Do this:
The records underneath are to be repeated exactly, with the pictures left out.

━━ Records to process

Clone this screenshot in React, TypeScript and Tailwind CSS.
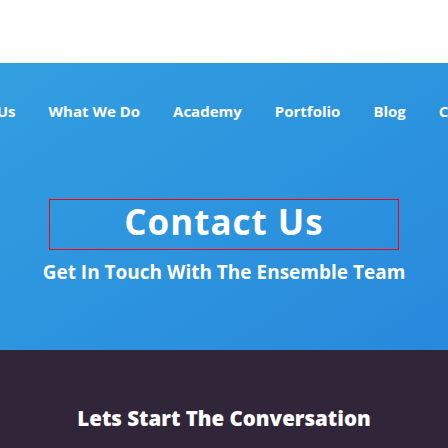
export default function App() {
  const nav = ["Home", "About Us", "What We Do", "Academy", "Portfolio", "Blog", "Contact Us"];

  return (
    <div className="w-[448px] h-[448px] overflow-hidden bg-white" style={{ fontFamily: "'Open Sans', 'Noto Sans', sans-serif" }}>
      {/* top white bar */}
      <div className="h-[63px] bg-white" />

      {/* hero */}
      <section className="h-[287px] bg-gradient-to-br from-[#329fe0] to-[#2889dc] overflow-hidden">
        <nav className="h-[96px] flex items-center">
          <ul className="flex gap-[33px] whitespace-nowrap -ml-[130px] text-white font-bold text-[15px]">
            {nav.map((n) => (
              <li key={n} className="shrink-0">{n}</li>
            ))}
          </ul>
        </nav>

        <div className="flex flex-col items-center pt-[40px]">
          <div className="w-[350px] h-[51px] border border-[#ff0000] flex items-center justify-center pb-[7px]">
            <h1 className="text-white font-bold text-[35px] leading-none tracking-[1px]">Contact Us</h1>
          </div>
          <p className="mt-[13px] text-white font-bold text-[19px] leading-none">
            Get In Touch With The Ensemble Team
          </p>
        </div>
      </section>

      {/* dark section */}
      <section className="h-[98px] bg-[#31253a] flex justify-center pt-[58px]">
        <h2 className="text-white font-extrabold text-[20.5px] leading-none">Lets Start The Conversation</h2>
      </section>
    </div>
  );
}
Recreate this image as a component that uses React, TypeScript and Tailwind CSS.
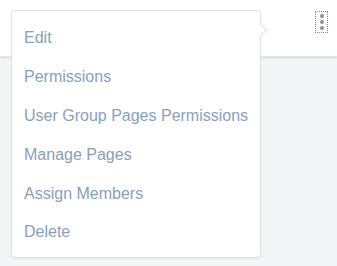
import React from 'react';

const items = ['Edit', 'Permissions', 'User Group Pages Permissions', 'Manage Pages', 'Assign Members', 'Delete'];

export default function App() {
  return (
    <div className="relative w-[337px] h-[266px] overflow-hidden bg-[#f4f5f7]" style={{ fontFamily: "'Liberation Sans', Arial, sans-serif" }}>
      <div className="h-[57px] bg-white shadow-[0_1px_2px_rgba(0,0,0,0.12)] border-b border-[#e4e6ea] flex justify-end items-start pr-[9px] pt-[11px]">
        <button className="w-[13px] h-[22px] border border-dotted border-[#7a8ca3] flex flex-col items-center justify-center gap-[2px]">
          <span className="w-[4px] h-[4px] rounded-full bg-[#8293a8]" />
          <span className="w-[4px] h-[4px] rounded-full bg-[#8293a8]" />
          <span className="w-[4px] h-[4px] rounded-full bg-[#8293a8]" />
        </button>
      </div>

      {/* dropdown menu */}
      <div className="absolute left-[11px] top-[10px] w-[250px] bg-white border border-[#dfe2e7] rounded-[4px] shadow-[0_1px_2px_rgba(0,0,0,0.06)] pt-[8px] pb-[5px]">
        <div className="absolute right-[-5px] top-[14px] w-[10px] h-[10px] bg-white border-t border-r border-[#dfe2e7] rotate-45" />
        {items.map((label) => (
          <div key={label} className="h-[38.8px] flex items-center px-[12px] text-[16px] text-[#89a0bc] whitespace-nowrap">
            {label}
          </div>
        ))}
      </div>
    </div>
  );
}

━━━━

Answer to this exercise:
Clone this screenshot in React, TypeScript and Tailwind CSS.
export default function App() {
  const nav = ["Home", "About Us", "What We Do", "Academy", "Portfolio", "Blog", "Contact Us"];

  return (
    <div className="w-[448px] h-[448px] overflow-hidden bg-white" style={{ fontFamily: "'Open Sans', 'Noto Sans', sans-serif" }}>
      {/* top white bar */}
      <div className="h-[63px] bg-white" />

      {/* hero */}
      <section className="h-[287px] bg-gradient-to-br from-[#329fe0] to-[#2889dc] overflow-hidden">
        <nav className="h-[96px] flex items-center">
          <ul className="flex gap-[33px] whitespace-nowrap -ml-[130px] text-white font-bold text-[15px]">
            {nav.map((n) => (
              <li key={n} className="shrink-0">{n}</li>
            ))}
          </ul>
        </nav>

        <div className="flex flex-col items-center pt-[40px]">
          <div className="w-[350px] h-[51px] border border-[#ff0000] flex items-center justify-center pb-[7px]">
            <h1 className="text-white font-bold text-[35px] leading-none tracking-[1px]">Contact Us</h1>
          </div>
          <p className="mt-[13px] text-white font-bold text-[19px] leading-none">
            Get In Touch With The Ensemble Team
          </p>
        </div>
      </section>

      {/* dark section */}
      <section className="h-[98px] bg-[#31253a] flex justify-center pt-[58px]">
        <h2 className="text-white font-extrabold text-[20.5px] leading-none">Lets Start The Conversation</h2>
      </section>
    </div>
  );
}
Recreate this image as a component that uses React, TypeScript and Tailwind CSS.
import React from 'react';

const items = ['Edit', 'Permissions', 'User Group Pages Permissions', 'Manage Pages', 'Assign Members', 'Delete'];

export default function App() {
  return (
    <div className="relative w-[337px] h-[266px] overflow-hidden bg-[#f4f5f7]" style={{ fontFamily: "'Liberation Sans', Arial, sans-serif" }}>
      <div className="h-[57px] bg-white shadow-[0_1px_2px_rgba(0,0,0,0.12)] border-b border-[#e4e6ea] flex justify-end items-start pr-[9px] pt-[11px]">
        <button className="w-[13px] h-[22px] border border-dotted border-[#7a8ca3] flex flex-col items-center justify-center gap-[2px]">
          <span className="w-[4px] h-[4px] rounded-full bg-[#8293a8]" />
          <span className="w-[4px] h-[4px] rounded-full bg-[#8293a8]" />
          <span className="w-[4px] h-[4px] rounded-full bg-[#8293a8]" />
        </button>
      </div>

      {/* dropdown menu */}
      <div className="absolute left-[11px] top-[10px] w-[250px] bg-white border border-[#dfe2e7] rounded-[4px] shadow-[0_1px_2px_rgba(0,0,0,0.06)] pt-[8px] pb-[5px]">
        <div className="absolute right-[-5px] top-[14px] w-[10px] h-[10px] bg-white border-t border-r border-[#dfe2e7] rotate-45" />
        {items.map((label) => (
          <div key={label} className="h-[38.8px] flex items-center px-[12px] text-[16px] text-[#89a0bc] whitespace-nowrap">
            {label}
          </div>
        ))}
      </div>
    </div>
  );
}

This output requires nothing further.